■ EXERCISE DETAILS ■
Print the listing in its entirety and exactly, leaving out images.

■ SOURCE EXCERPT ■
'''
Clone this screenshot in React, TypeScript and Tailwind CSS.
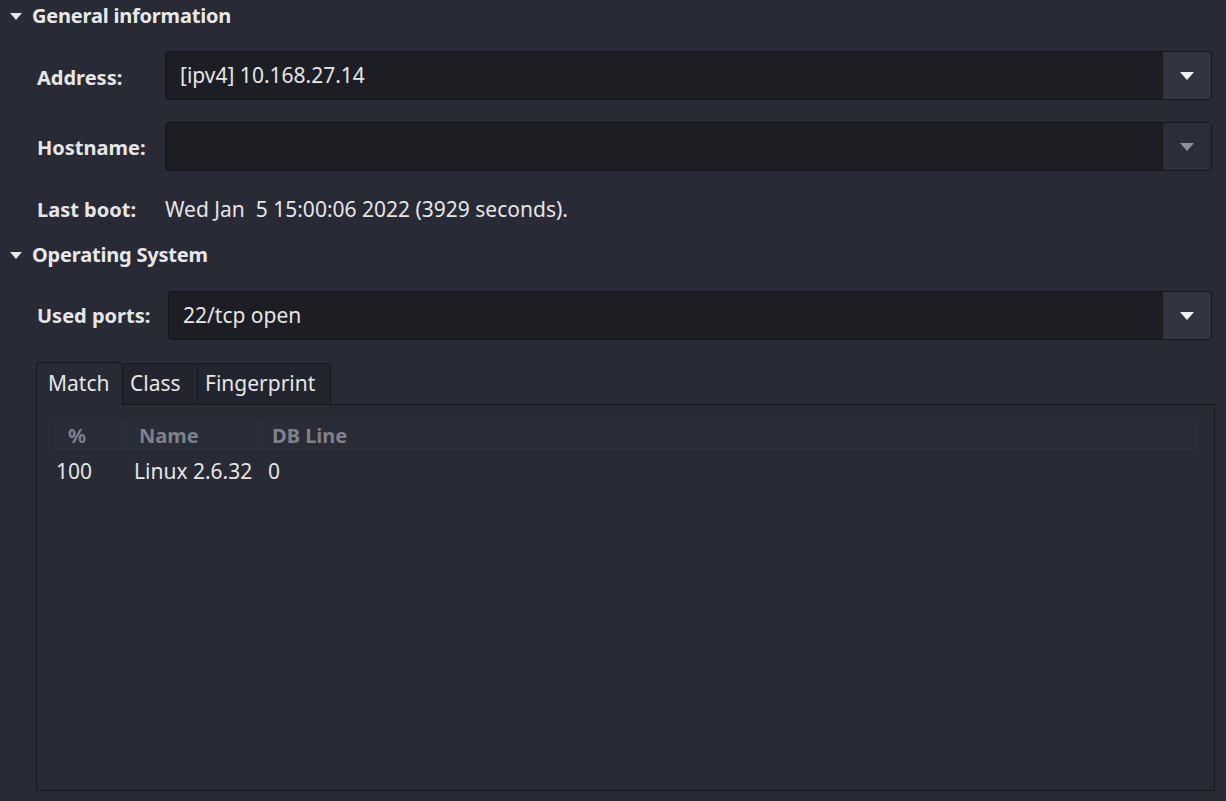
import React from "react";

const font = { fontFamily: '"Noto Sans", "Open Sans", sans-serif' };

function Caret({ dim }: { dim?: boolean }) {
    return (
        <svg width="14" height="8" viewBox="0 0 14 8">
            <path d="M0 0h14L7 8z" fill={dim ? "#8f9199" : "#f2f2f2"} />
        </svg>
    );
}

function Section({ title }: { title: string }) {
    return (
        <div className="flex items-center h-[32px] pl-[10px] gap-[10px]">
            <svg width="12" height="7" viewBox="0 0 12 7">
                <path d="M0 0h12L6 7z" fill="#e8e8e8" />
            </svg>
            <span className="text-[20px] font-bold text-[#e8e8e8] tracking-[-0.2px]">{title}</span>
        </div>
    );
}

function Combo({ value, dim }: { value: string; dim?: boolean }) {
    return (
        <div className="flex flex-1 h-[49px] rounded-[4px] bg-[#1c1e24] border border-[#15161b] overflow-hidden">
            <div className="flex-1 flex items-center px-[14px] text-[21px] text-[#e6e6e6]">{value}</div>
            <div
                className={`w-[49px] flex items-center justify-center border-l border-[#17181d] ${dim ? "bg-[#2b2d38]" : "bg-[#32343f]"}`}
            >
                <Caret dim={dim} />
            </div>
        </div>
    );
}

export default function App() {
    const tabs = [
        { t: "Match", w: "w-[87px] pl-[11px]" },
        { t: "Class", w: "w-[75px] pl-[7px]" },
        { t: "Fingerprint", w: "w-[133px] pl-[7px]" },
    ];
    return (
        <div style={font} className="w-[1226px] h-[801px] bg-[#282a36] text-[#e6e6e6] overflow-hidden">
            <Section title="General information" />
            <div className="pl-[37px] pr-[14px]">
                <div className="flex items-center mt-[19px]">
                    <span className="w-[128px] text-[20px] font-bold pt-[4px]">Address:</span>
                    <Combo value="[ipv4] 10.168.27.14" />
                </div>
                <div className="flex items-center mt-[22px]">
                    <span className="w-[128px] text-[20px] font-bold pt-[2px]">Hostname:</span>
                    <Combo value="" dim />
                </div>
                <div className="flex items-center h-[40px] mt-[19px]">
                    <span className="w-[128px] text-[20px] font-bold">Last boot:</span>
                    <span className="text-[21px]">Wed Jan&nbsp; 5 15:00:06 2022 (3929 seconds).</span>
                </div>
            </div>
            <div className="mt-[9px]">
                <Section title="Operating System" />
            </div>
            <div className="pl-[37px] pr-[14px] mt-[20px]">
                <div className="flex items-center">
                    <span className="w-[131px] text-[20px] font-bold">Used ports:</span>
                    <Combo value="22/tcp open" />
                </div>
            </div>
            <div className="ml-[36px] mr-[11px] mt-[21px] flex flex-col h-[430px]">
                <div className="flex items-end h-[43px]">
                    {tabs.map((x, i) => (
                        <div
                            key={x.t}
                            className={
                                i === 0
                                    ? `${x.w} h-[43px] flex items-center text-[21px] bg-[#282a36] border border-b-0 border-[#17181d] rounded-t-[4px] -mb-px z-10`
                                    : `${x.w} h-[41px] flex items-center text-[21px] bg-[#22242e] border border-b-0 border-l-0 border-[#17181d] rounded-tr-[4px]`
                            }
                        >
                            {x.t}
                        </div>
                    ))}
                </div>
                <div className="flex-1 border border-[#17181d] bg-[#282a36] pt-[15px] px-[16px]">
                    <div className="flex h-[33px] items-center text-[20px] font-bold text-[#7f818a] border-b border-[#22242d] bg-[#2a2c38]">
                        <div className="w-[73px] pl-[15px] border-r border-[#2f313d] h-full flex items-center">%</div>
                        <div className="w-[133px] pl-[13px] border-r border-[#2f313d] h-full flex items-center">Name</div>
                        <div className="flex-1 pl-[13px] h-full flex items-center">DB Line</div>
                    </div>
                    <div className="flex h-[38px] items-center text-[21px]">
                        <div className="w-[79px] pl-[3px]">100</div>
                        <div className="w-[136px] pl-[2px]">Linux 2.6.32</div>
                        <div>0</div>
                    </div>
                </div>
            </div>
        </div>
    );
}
'''
■ REPLY TO THE TASK ■
Clone this screenshot in React, TypeScript and Tailwind CSS.
import React from "react";

const font = { fontFamily: '"Noto Sans", "Open Sans", sans-serif' };

function Caret({ dim }: { dim?: boolean }) {
    return (
        <svg width="14" height="8" viewBox="0 0 14 8">
            <path d="M0 0h14L7 8z" fill={dim ? "#8f9199" : "#f2f2f2"} />
        </svg>
    );
}

function Section({ title }: { title: string }) {
    return (
        <div className="flex items-center h-[32px] pl-[10px] gap-[10px]">
            <svg width="12" height="7" viewBox="0 0 12 7">
                <path d="M0 0h12L6 7z" fill="#e8e8e8" />
            </svg>
            <span className="text-[20px] font-bold text-[#e8e8e8] tracking-[-0.2px]">{title}</span>
        </div>
    );
}

function Combo({ value, dim }: { value: string; dim?: boolean }) {
    return (
        <div className="flex flex-1 h-[49px] rounded-[4px] bg-[#1c1e24] border border-[#15161b] overflow-hidden">
            <div className="flex-1 flex items-center px-[14px] text-[21px] text-[#e6e6e6]">{value}</div>
            <div
                className={`w-[49px] flex items-center justify-center border-l border-[#17181d] ${dim ? "bg-[#2b2d38]" : "bg-[#32343f]"}`}
            >
                <Caret dim={dim} />
            </div>
        </div>
    );
}

export default function App() {
    const tabs = [
        { t: "Match", w: "w-[87px] pl-[11px]" },
        { t: "Class", w: "w-[75px] pl-[7px]" },
        { t: "Fingerprint", w: "w-[133px] pl-[7px]" },
    ];
    return (
        <div style={font} className="w-[1226px] h-[801px] bg-[#282a36] text-[#e6e6e6] overflow-hidden">
            <Section title="General information" />
            <div className="pl-[37px] pr-[14px]">
                <div className="flex items-center mt-[19px]">
                    <span className="w-[128px] text-[20px] font-bold pt-[4px]">Address:</span>
                    <Combo value="[ipv4] 10.168.27.14" />
                </div>
                <div className="flex items-center mt-[22px]">
                    <span className="w-[128px] text-[20px] font-bold pt-[2px]">Hostname:</span>
                    <Combo value="" dim />
                </div>
                <div className="flex items-center h-[40px] mt-[19px]">
                    <span className="w-[128px] text-[20px] font-bold">Last boot:</span>
                    <span className="text-[21px]">Wed Jan&nbsp; 5 15:00:06 2022 (3929 seconds).</span>
                </div>
            </div>
            <div className="mt-[9px]">
                <Section title="Operating System" />
            </div>
            <div className="pl-[37px] pr-[14px] mt-[20px]">
                <div className="flex items-center">
                    <span className="w-[131px] text-[20px] font-bold">Used ports:</span>
                    <Combo value="22/tcp open" />
                </div>
            </div>
            <div className="ml-[36px] mr-[11px] mt-[21px] flex flex-col h-[430px]">
                <div className="flex items-end h-[43px]">
                    {tabs.map((x, i) => (
                        <div
                            key={x.t}
                            className={
                                i === 0
                                    ? `${x.w} h-[43px] flex items-center text-[21px] bg-[#282a36] border border-b-0 border-[#17181d] rounded-t-[4px] -mb-px z-10`
                                    : `${x.w} h-[41px] flex items-center text-[21px] bg-[#22242e] border border-b-0 border-l-0 border-[#17181d] rounded-tr-[4px]`
                            }
                        >
                            {x.t}
                        </div>
                    ))}
                </div>
                <div className="flex-1 border border-[#17181d] bg-[#282a36] pt-[15px] px-[16px]">
                    <div className="flex h-[33px] items-center text-[20px] font-bold text-[#7f818a] border-b border-[#22242d] bg-[#2a2c38]">
                        <div className="w-[73px] pl-[15px] border-r border-[#2f313d] h-full flex items-center">%</div>
                        <div className="w-[133px] pl-[13px] border-r border-[#2f313d] h-full flex items-center">Name</div>
                        <div className="flex-1 pl-[13px] h-full flex items-center">DB Line</div>
                    </div>
                    <div className="flex h-[38px] items-center text-[21px]">
                        <div className="w-[79px] pl-[3px]">100</div>
                        <div className="w-[136px] pl-[2px]">Linux 2.6.32</div>
                        <div>0</div>
                    </div>
                </div>
            </div>
        </div>
    );
}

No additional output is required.